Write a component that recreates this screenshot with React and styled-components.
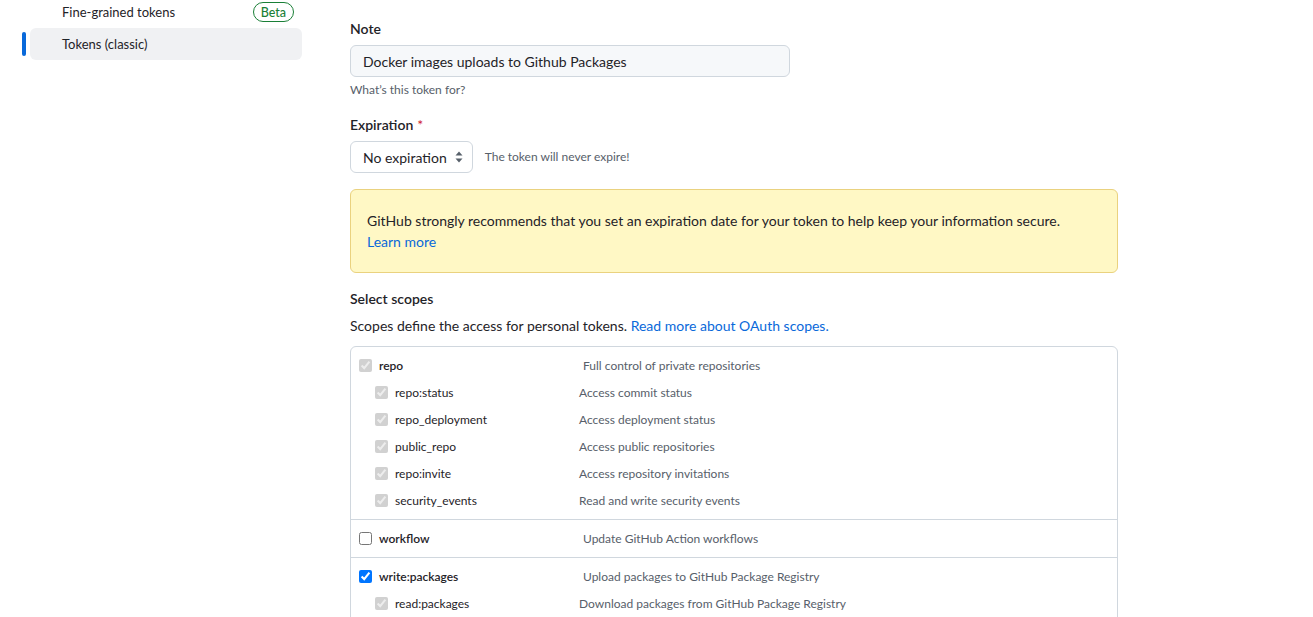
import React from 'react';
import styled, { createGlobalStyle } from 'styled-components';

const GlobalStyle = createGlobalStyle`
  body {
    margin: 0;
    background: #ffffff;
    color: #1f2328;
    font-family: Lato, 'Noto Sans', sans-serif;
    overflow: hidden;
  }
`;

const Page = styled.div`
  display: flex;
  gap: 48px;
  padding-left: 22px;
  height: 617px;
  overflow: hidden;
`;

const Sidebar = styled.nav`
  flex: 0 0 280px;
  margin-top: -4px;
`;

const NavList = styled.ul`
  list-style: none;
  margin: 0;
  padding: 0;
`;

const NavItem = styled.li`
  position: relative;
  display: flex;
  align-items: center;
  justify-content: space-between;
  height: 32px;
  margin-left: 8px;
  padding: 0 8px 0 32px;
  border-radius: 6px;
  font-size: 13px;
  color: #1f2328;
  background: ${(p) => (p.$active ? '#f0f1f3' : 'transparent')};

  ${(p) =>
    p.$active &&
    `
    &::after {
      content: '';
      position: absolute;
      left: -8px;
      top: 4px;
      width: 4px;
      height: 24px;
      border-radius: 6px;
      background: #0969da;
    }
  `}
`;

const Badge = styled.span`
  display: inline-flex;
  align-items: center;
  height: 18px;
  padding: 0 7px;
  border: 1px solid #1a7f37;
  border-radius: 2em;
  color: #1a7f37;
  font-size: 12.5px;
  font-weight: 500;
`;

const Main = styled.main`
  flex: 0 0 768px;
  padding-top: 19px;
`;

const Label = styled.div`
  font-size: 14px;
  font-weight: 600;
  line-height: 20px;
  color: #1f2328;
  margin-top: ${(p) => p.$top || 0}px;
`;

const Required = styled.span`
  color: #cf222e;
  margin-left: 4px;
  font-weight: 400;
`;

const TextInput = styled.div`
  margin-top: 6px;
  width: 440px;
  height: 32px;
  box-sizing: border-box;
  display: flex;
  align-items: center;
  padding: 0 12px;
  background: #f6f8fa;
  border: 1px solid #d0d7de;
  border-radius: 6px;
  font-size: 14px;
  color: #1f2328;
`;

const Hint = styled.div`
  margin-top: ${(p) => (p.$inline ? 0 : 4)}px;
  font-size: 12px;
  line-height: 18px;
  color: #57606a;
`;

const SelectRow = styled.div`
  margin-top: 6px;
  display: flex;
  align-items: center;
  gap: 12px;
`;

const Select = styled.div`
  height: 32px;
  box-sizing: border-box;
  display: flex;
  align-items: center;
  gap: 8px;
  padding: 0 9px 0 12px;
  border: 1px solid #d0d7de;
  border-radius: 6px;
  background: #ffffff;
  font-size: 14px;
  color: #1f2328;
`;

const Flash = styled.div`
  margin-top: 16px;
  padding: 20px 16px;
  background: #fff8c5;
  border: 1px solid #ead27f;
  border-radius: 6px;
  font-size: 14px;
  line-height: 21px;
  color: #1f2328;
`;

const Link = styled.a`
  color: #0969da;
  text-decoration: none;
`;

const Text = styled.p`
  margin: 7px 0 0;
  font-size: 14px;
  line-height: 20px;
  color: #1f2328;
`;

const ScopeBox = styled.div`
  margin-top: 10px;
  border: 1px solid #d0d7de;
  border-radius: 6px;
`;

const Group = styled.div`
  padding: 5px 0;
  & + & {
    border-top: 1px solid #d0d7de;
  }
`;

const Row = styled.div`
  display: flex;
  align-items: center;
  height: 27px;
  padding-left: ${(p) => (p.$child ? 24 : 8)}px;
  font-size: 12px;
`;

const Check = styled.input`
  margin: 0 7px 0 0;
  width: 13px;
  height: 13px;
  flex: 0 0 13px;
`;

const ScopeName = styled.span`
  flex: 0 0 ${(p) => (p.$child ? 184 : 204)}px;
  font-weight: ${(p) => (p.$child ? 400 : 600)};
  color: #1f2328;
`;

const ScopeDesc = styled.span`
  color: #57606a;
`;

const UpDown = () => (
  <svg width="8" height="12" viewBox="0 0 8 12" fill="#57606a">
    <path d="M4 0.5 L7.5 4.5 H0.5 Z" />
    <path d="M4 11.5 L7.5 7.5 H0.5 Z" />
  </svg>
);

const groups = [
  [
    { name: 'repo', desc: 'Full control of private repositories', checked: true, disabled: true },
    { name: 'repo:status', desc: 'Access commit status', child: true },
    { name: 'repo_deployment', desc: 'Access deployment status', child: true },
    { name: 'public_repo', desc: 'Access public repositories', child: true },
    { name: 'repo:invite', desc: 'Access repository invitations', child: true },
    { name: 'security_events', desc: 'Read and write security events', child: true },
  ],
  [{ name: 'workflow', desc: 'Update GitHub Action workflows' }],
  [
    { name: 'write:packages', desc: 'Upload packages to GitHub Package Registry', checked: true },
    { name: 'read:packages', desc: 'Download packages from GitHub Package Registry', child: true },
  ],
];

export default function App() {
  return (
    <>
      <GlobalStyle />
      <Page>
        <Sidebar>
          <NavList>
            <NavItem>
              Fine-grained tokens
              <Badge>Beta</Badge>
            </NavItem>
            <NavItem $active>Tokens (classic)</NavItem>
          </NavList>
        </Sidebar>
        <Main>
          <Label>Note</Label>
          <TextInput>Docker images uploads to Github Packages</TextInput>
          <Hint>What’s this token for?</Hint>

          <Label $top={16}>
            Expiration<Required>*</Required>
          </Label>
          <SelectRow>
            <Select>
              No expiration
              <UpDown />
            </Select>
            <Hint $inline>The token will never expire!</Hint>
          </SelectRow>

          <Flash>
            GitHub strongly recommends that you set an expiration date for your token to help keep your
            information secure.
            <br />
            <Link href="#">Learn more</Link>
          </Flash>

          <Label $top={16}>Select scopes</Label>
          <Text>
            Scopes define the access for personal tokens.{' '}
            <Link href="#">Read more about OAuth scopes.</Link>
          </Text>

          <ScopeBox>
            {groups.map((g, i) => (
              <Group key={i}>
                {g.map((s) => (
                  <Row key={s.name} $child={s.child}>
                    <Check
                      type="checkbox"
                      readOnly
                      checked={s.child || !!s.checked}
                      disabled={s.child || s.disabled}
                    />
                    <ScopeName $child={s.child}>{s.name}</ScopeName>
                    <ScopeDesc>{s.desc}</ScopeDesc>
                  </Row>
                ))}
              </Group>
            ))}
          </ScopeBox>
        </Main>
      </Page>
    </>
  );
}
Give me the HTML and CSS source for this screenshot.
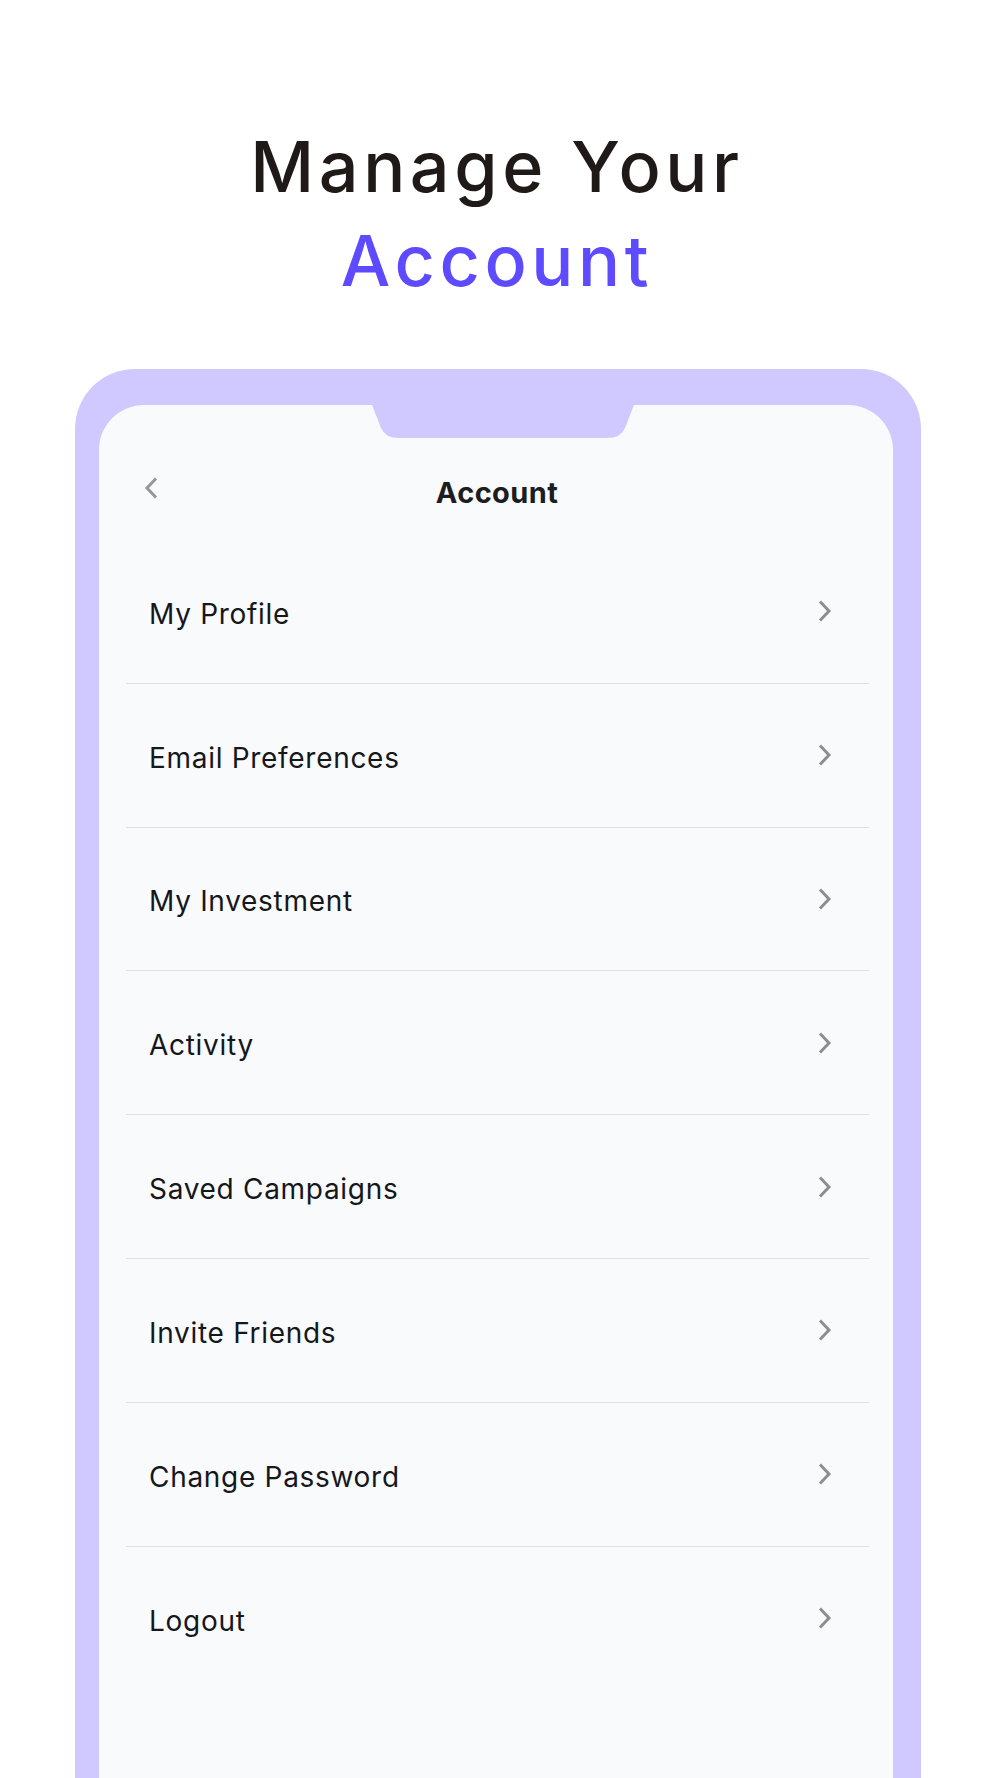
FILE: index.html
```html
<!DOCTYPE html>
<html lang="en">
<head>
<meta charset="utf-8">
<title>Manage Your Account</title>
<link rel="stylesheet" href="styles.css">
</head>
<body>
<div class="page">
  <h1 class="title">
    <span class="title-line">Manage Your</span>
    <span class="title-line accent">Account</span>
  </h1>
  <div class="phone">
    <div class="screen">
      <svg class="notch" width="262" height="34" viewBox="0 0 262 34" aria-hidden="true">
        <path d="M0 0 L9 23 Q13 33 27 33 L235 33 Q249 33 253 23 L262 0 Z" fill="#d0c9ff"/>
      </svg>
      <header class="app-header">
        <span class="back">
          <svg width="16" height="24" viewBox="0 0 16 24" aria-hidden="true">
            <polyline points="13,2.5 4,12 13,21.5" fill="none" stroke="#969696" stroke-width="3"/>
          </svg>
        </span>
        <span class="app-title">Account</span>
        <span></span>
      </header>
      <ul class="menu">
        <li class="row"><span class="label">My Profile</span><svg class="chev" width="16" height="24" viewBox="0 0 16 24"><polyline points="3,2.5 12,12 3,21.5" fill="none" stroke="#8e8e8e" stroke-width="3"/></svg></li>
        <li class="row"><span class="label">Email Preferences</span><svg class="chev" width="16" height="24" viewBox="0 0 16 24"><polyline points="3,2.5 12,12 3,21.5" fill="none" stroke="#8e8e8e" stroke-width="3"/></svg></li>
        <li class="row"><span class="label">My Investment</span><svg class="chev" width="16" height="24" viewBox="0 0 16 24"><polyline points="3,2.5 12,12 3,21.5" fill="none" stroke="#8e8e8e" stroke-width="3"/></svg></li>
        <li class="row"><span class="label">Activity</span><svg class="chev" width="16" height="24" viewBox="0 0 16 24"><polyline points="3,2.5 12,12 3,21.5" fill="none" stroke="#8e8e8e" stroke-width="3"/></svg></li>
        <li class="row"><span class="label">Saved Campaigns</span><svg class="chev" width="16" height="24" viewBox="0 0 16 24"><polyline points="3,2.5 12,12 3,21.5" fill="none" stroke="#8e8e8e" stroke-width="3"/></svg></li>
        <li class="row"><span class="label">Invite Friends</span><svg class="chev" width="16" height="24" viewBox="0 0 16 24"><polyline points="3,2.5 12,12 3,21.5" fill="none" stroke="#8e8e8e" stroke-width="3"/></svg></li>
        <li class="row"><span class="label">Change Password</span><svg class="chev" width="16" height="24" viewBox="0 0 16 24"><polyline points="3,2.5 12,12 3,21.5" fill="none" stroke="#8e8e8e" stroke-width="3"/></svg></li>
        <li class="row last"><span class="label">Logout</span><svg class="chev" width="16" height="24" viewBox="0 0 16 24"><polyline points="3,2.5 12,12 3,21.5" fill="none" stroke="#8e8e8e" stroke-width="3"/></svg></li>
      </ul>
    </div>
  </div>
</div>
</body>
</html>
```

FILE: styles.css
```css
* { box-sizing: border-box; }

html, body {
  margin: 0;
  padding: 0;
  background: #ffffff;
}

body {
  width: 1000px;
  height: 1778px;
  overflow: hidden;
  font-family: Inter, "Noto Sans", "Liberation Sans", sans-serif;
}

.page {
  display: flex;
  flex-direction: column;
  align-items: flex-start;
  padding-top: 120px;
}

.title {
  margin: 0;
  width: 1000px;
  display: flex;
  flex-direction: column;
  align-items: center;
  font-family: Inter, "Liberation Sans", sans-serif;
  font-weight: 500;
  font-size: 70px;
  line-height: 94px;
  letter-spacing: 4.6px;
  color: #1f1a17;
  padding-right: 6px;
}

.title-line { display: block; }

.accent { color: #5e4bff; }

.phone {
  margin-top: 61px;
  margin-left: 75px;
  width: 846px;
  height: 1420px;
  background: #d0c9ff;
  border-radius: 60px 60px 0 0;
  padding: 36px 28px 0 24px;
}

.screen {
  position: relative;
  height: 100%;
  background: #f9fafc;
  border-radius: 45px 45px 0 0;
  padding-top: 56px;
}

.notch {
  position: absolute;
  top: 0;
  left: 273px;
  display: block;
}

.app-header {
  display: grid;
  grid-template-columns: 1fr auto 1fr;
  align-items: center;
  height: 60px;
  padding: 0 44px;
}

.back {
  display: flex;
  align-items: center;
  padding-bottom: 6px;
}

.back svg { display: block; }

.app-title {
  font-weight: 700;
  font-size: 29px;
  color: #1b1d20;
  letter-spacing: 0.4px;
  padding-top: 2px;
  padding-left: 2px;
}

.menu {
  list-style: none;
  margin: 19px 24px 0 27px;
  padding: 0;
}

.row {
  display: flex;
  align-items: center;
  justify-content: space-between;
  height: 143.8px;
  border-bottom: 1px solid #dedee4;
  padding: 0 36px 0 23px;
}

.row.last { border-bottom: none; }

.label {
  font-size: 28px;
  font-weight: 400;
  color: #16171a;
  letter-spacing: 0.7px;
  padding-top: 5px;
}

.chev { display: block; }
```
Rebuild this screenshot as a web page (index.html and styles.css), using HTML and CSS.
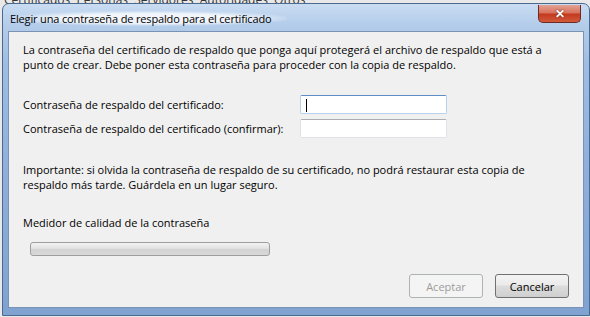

※ ※ ※

Repeat the lines above, starting at the first and stopping after the line that holds "(p.$active ? '#f0f1f3'", with the pictures left out.

Write a component that recreates this screenshot with React and styled-components.
import React from 'react';
import styled, { createGlobalStyle } from 'styled-components';

const GlobalStyle = createGlobalStyle`
  body {
    margin: 0;
    background: #ffffff;
    color: #1f2328;
    font-family: Lato, 'Noto Sans', sans-serif;
    overflow: hidden;
  }
`;

const Page = styled.div`
  display: flex;
  gap: 48px;
  padding-left: 22px;
  height: 617px;
  overflow: hidden;
`;

const Sidebar = styled.nav`
  flex: 0 0 280px;
  margin-top: -4px;
`;

const NavList = styled.ul`
  list-style: none;
  margin: 0;
  padding: 0;
`;

const NavItem = styled.li`
  position: relative;
  display: flex;
  align-items: center;
  justify-content: space-between;
  height: 32px;
  margin-left: 8px;
  padding: 0 8px 0 32px;
  border-radius: 6px;
  font-size: 13px;
  color: #1f2328;
  background: ${(p) => (p.$active ? '#f0f1f3' : 'transparent')};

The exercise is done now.